As Nicolaus Cusanus’ thought developed from the ground-breaking Docta Ignorantia one can detect that movement that each thinker must make as they pass to the limit, and pass right through.  In the following selection, Maurice de Gandillac shows us how Cusanus (here de Cusa) carries out his deep meditation on the synthesis of justice and love in life; a synthesis which is itself living, a life.  Cusanus already seems to have understood that the modern question announced in Descartes’ Third Meditation – what God-given perfections latent in me have I yet to actualise? – might not be answerable by reference to the self; rather by reference to the overcoming of the self – that the perfections in question are a matter not of a different quantum, but of a qualitative change and sublation in the human.

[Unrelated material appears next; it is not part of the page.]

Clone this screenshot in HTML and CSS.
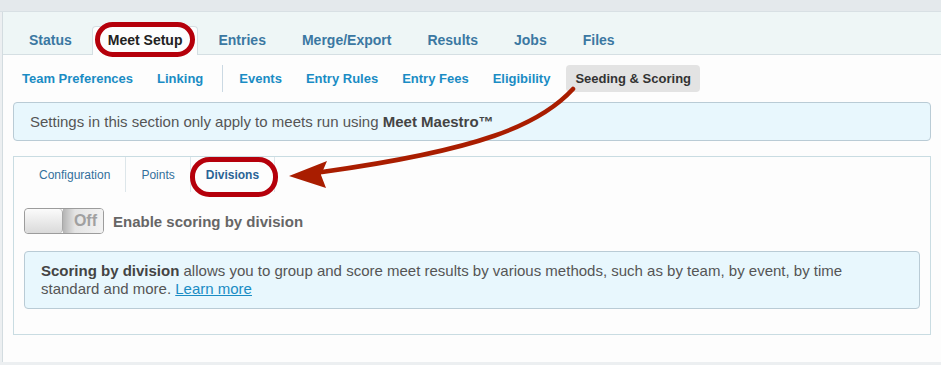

In considering these questions of life and human perfection, Cusanus becomes a site for the encounter between Hegel and Deleuze, and this is no wonder, for as the reader may well be aware, it was De Gandillac who stood as Deleuze’s doctoral tutor.  In Zones of Immanence (1985) Deleuze writes:

What a shame that [de Gandillac’s] greatest book, La philosophie de Nicolas de Cues, is now so hard to find, not having been reprinted.  In its pages we watch a group of concepts being born, both logical and ontological, that will characterise “modern” philosophy  through Leibniz and the German Romantics.  One such concept is the notion of Possest, which expresses the immanent identity of act and power.  And this flirtation with immanence, this competition of between immanence and transcendence, already traverses the work of Eckhart, as well as the work of the Rhine mystics…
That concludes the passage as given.